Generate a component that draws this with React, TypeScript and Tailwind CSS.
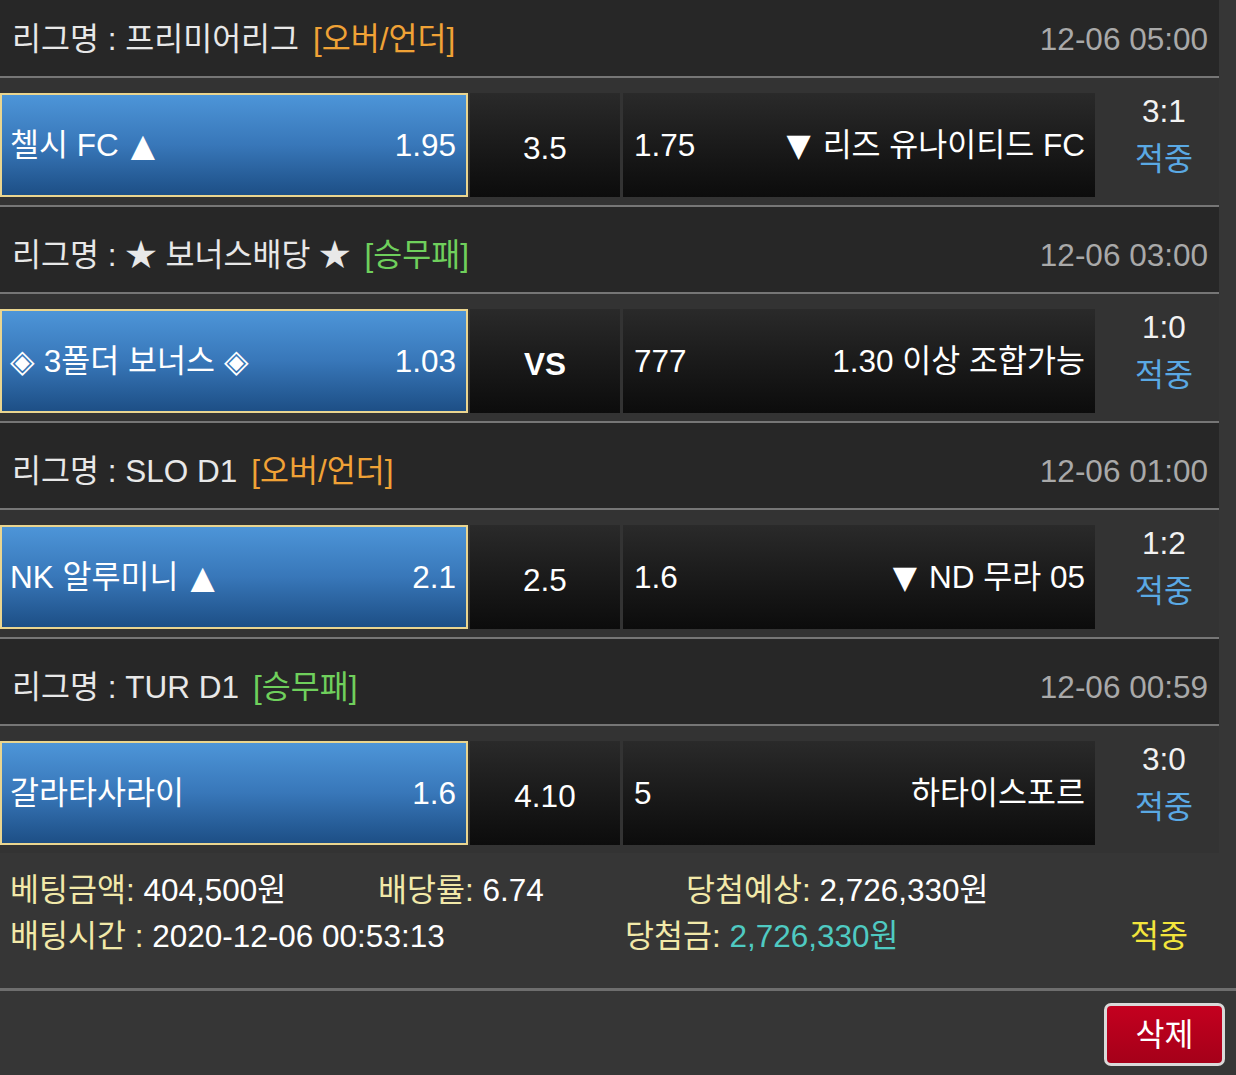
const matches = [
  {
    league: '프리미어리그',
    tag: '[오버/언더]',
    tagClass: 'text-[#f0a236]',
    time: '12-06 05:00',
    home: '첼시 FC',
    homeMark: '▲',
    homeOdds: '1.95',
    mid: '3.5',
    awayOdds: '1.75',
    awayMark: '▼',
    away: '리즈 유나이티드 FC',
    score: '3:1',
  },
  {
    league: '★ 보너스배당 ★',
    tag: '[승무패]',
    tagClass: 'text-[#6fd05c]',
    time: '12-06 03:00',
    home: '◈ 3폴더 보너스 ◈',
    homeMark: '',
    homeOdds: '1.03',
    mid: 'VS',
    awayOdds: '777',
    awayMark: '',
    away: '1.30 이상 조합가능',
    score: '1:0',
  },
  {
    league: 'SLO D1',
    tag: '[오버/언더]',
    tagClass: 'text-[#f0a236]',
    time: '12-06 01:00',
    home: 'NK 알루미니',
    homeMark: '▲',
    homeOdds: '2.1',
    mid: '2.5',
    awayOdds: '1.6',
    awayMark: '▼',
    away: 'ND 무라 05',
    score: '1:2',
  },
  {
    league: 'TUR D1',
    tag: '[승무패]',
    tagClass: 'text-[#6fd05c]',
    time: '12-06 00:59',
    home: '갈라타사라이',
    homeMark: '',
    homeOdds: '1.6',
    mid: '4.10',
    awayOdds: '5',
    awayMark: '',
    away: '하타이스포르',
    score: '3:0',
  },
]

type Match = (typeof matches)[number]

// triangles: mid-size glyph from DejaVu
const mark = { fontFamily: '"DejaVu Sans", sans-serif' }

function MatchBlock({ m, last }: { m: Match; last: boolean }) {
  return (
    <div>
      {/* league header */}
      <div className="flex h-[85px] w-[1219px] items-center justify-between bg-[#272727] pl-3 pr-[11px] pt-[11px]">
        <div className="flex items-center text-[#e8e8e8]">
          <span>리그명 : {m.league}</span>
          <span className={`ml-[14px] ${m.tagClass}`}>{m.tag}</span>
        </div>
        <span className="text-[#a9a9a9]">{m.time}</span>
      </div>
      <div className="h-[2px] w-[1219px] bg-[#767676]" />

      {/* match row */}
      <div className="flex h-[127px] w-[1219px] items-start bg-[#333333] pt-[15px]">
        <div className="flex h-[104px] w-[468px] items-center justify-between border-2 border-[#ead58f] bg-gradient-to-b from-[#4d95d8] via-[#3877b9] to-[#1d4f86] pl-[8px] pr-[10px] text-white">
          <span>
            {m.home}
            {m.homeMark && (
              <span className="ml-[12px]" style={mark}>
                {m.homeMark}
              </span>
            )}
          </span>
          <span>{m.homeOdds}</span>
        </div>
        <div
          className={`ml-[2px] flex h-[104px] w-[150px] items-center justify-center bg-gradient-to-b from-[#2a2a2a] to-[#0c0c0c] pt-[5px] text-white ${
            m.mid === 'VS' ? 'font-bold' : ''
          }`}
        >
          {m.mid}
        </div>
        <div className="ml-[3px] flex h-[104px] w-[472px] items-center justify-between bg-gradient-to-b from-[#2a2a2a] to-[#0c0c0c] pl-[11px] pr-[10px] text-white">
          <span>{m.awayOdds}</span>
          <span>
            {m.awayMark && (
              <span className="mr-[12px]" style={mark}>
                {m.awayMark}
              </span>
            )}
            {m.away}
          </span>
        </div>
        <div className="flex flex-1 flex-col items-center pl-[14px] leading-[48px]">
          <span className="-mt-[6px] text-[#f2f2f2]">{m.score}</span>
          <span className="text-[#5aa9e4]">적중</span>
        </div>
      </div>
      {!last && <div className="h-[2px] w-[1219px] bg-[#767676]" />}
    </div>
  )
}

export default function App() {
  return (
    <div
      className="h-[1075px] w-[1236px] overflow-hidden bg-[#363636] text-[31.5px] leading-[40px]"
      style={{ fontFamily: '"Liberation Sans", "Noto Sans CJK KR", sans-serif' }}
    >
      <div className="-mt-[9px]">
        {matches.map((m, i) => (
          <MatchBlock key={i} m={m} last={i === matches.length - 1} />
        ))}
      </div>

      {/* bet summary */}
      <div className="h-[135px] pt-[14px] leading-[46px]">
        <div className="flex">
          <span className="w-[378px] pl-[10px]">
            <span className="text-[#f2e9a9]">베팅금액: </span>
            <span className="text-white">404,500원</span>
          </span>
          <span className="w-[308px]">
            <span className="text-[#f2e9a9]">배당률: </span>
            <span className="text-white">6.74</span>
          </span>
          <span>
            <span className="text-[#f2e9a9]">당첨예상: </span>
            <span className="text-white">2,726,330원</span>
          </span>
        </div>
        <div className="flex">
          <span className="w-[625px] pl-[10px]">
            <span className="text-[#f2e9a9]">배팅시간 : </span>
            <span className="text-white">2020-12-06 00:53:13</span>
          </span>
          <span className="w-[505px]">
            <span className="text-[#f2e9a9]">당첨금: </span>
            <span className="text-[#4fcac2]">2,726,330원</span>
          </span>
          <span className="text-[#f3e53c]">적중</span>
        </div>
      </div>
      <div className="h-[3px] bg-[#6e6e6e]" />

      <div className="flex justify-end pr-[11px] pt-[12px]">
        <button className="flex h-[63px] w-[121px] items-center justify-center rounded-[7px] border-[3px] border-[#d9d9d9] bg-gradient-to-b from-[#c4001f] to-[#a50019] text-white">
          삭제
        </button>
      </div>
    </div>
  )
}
***
Copy the data character for character, but drop all pictures from the copy.

Generate a component that draws this with React, TypeScript and Tailwind CSS.
const matches = [
  {
    league: '프리미어리그',
    tag: '[오버/언더]',
    tagClass: 'text-[#f0a236]',
    time: '12-06 05:00',
    home: '첼시 FC',
    homeMark: '▲',
    homeOdds: '1.95',
    mid: '3.5',
    awayOdds: '1.75',
    awayMark: '▼',
    away: '리즈 유나이티드 FC',
    score: '3:1',
  },
  {
    league: '★ 보너스배당 ★',
    tag: '[승무패]',
    tagClass: 'text-[#6fd05c]',
    time: '12-06 03:00',
    home: '◈ 3폴더 보너스 ◈',
    homeMark: '',
    homeOdds: '1.03',
    mid: 'VS',
    awayOdds: '777',
    awayMark: '',
    away: '1.30 이상 조합가능',
    score: '1:0',
  },
  {
    league: 'SLO D1',
    tag: '[오버/언더]',
    tagClass: 'text-[#f0a236]',
    time: '12-06 01:00',
    home: 'NK 알루미니',
    homeMark: '▲',
    homeOdds: '2.1',
    mid: '2.5',
    awayOdds: '1.6',
    awayMark: '▼',
    away: 'ND 무라 05',
    score: '1:2',
  },
  {
    league: 'TUR D1',
    tag: '[승무패]',
    tagClass: 'text-[#6fd05c]',
    time: '12-06 00:59',
    home: '갈라타사라이',
    homeMark: '',
    homeOdds: '1.6',
    mid: '4.10',
    awayOdds: '5',
    awayMark: '',
    away: '하타이스포르',
    score: '3:0',
  },
]

type Match = (typeof matches)[number]

// triangles: mid-size glyph from DejaVu
const mark = { fontFamily: '"DejaVu Sans", sans-serif' }

function MatchBlock({ m, last }: { m: Match; last: boolean }) {
  return (
    <div>
      {/* league header */}
      <div className="flex h-[85px] w-[1219px] items-center justify-between bg-[#272727] pl-3 pr-[11px] pt-[11px]">
        <div className="flex items-center text-[#e8e8e8]">
          <span>리그명 : {m.league}</span>
          <span className={`ml-[14px] ${m.tagClass}`}>{m.tag}</span>
        </div>
        <span className="text-[#a9a9a9]">{m.time}</span>
      </div>
      <div className="h-[2px] w-[1219px] bg-[#767676]" />

      {/* match row */}
      <div className="flex h-[127px] w-[1219px] items-start bg-[#333333] pt-[15px]">
        <div className="flex h-[104px] w-[468px] items-center justify-between border-2 border-[#ead58f] bg-gradient-to-b from-[#4d95d8] via-[#3877b9] to-[#1d4f86] pl-[8px] pr-[10px] text-white">
          <span>
            {m.home}
            {m.homeMark && (
              <span className="ml-[12px]" style={mark}>
                {m.homeMark}
              </span>
            )}
          </span>
          <span>{m.homeOdds}</span>
        </div>
        <div
          className={`ml-[2px] flex h-[104px] w-[150px] items-center justify-center bg-gradient-to-b from-[#2a2a2a] to-[#0c0c0c] pt-[5px] text-white ${
            m.mid === 'VS' ? 'font-bold' : ''
          }`}
        >
          {m.mid}
        </div>
        <div className="ml-[3px] flex h-[104px] w-[472px] items-center justify-between bg-gradient-to-b from-[#2a2a2a] to-[#0c0c0c] pl-[11px] pr-[10px] text-white">
          <span>{m.awayOdds}</span>
          <span>
            {m.awayMark && (
              <span className="mr-[12px]" style={mark}>
                {m.awayMark}
              </span>
            )}
            {m.away}
          </span>
        </div>
        <div className="flex flex-1 flex-col items-center pl-[14px] leading-[48px]">
          <span className="-mt-[6px] text-[#f2f2f2]">{m.score}</span>
          <span className="text-[#5aa9e4]">적중</span>
        </div>
      </div>
      {!last && <div className="h-[2px] w-[1219px] bg-[#767676]" />}
    </div>
  )
}

export default function App() {
  return (
    <div
      className="h-[1075px] w-[1236px] overflow-hidden bg-[#363636] text-[31.5px] leading-[40px]"
      style={{ fontFamily: '"Liberation Sans", "Noto Sans CJK KR", sans-serif' }}
    >
      <div className="-mt-[9px]">
        {matches.map((m, i) => (
          <MatchBlock key={i} m={m} last={i === matches.length - 1} />
        ))}
      </div>

      {/* bet summary */}
      <div className="h-[135px] pt-[14px] leading-[46px]">
        <div className="flex">
          <span className="w-[378px] pl-[10px]">
            <span className="text-[#f2e9a9]">베팅금액: </span>
            <span className="text-white">404,500원</span>
          </span>
          <span className="w-[308px]">
            <span className="text-[#f2e9a9]">배당률: </span>
            <span className="text-white">6.74</span>
          </span>
          <span>
            <span className="text-[#f2e9a9]">당첨예상: </span>
            <span className="text-white">2,726,330원</span>
          </span>
        </div>
        <div className="flex">
          <span className="w-[625px] pl-[10px]">
            <span className="text-[#f2e9a9]">배팅시간 : </span>
            <span className="text-white">2020-12-06 00:53:13</span>
          </span>
          <span className="w-[505px]">
            <span className="text-[#f2e9a9]">당첨금: </span>
            <span className="text-[#4fcac2]">2,726,330원</span>
          </span>
          <span className="text-[#f3e53c]">적중</span>
        </div>
      </div>
      <div className="h-[3px] bg-[#6e6e6e]" />

      <div className="flex justify-end pr-[11px] pt-[12px]">
        <button className="flex h-[63px] w-[121px] items-center justify-center rounded-[7px] border-[3px] border-[#d9d9d9] bg-gradient-to-b from-[#c4001f] to-[#a50019] text-white">
          삭제
        </button>
      </div>
    </div>
  )
}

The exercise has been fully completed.